Sur la pression américaine et de la communauté internationale, il va finalement se rétracter. Un calendrier qui prévoit les élections présidentielles au 23 décembre 2018 est enfin publié. Une date dont le respect est aussi jugé incertaine pour nombreux observateurs.

Entre temps, la mobilisation s’accroit sur l’ensemble du pays. La société civile, l’opposition, les mouvements sociaux des jeunes, les confessions religieuses principalement l’influente église catholique multiplient des actions et des messages pour exiger le départ de Kabila. L’opposition, les mouvements sociaux et la société civile exigent même la démission de Kabila, qui continue à diriger le pays malgré l’expiration de son mandat l’année dernière, le 19 décembre 2017.

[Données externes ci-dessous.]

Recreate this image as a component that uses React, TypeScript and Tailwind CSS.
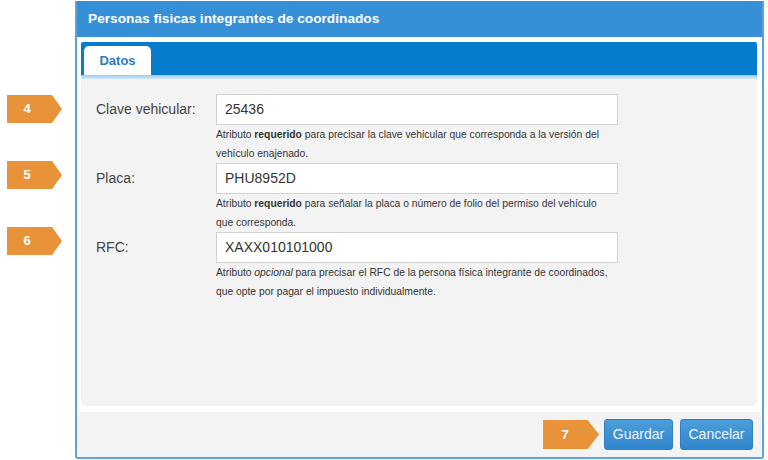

 « Que faut-il faire ?», pendant ce temps s’interrogent les caciques de la majorité présidentielle.

Premier réflexe, tirer sur tout ce qui bouge pourvu que le champion « Kabila » demeure longtemps au pouvoir, plus longtemps même au-delà des limites constitutionnelles.

Le tout pour le tout

Altérée entre désinformation et mauvaise foi, le pouvoir Kabila joue le tout pour le tout. Fini les droits et libertés constitutionnelles. Interdiction formelle de manifester pacifiquement, d’exprimer librement son opinion même si c’est constitutionnel. A travers une loi déposée au parlement, le pouvoir cherche même à dissoudre des associations et restreindre l’action des ONG en vue d’affaiblir la société civile et les actions pro-démocratie au pays.

Débauchage des opposants par-ci, dédoublement des partis politiques par-là, des procès politiques pour dissuader les opposants, des journalistes et défenseurs des droits humains menacés, emprisonnés ou chassés du pays pour avoir révélé et dénoncé des violations des droits humains, des enfants emprisonnés pour avoir demandé le départ de Kabila, des femmes dispersées brutalement pour avoir manifesté pacifiquement, la corruption qui bat son plein, les détournements qui deviennent le mode de gestion,..  Sans compter l’inflation et la misère qui s’ancrent davantage dans le pays. La situation ne fait que se dégrader sur tous les plans du jour le jour.

 « Si je compare ce que nous vivons aujourd’hui  avec Joseph Kabila en comparaison aux années 1990 de Mobutu, tout pense à croire c’est la folie d’une fin de règne », conclu le politologue Albert Muchezi.